No stranger to Batman, Jeph Loeb has proven himself as having a unique insight to the character again and again, usually teamed with Tim Sale as artist. Though writes entertaining regular monthly books (including a recent run on a Superman title), Loeb excels when doing a story unfettered by the demands of continuity.

Well, guess what? Let's call it less than a week before Bill Jemas proclaims Batman to be Marvelized. And it doesn't just start with putting two dynamite creators on an old book. Within the confines of a regular series, Loeb and Lee have begun a maxi-series that plays to the writer's strengths. He doesn't have to worry about everything that's going on in the other Batbooks (a welcome, welcome change after a series of mediocre crossovers). Instead, Loeb will obviously be playing with what Grant Morrison calls "consistent characterization," an approach that has cleared up the X-Men morass quite well.

Batman behaves like Batman. You don't have to worry about how this might ripple into the other books. Whatever you need to know about a character comes out of the writing, not references to earlier adventures.

It's also pretty good. The book starts with Batman on a rescue mission, taking down mercenary thugs one by one. As each minion goes down, Batman's thoughts betray just how many mental moves ahead he stays at all times.

Of course, you don't give Jim Lee just thugs to draw. By the sixth page, Killer Croc makes a savage appearance, in one of the few two-page spreads this year that doesn't seem gratuitous. (Lee got in at the ground-floor of the artist-driven comics craze, but few who came after him remembered to let the art still serve the story.) He draws a monstrous Croc, and thankfully Batman acknowledges that he seems to have mutated.

From there we get one heck of a well-done fight scene, followed by a dizzying trip through Gotham's rooftops in pursuit of Catwoman. It's almost like a videogame, an effect which might bring in a few new readers. Loeb manages to keep that structure still serve the plot. Maybe some screenwriters and directors should take a look at this.

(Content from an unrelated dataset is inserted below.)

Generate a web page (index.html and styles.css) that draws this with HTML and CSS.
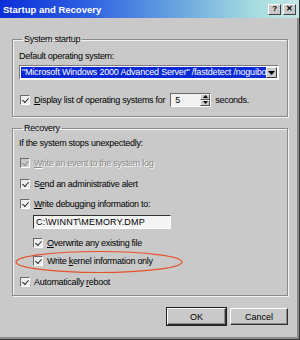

Just like the Loeb/Sale Batman books, "Hush" is purposely designed to let Lee give us his take on the majority of Batman's rogues gallery. (There's a third villain by the end of this issue, but you should just buy the book to find out who.) But Loeb is too good a writer to just trot them out one by one. Already a fine thread appears woven through, as this issue sets up several mysteries. The only thing breaking up the flow is that it's only 22 pages. "To be continued," indeed.

Where Loeb's earlier work on the character took on a Batman defining the beginning of his career, this series has the feel of the hero fighting to stave off the end of it. In a poetic but still kinetic moment, Batman admits "…first, my body betrays me. Then, my city follows suit. We have both grown too old together."

Let's see: plague, earthquake, isolation, Lex Luthor, too many true loves…yep. In just a few sentences, Loeb sums up that really, Batman and Gotham City have suffered more than a "ten-year" career should hold. And again, new readers don't really need to know what those tragedies were; in Loeb's deceptively simple writing, it's enough to know that Batman suffered.

The Batbooks have been consistent of late; neither too great nor all that bad. If you liked the character, you bought the books. But with "Hush," Batman absolutely deserves its status as number one.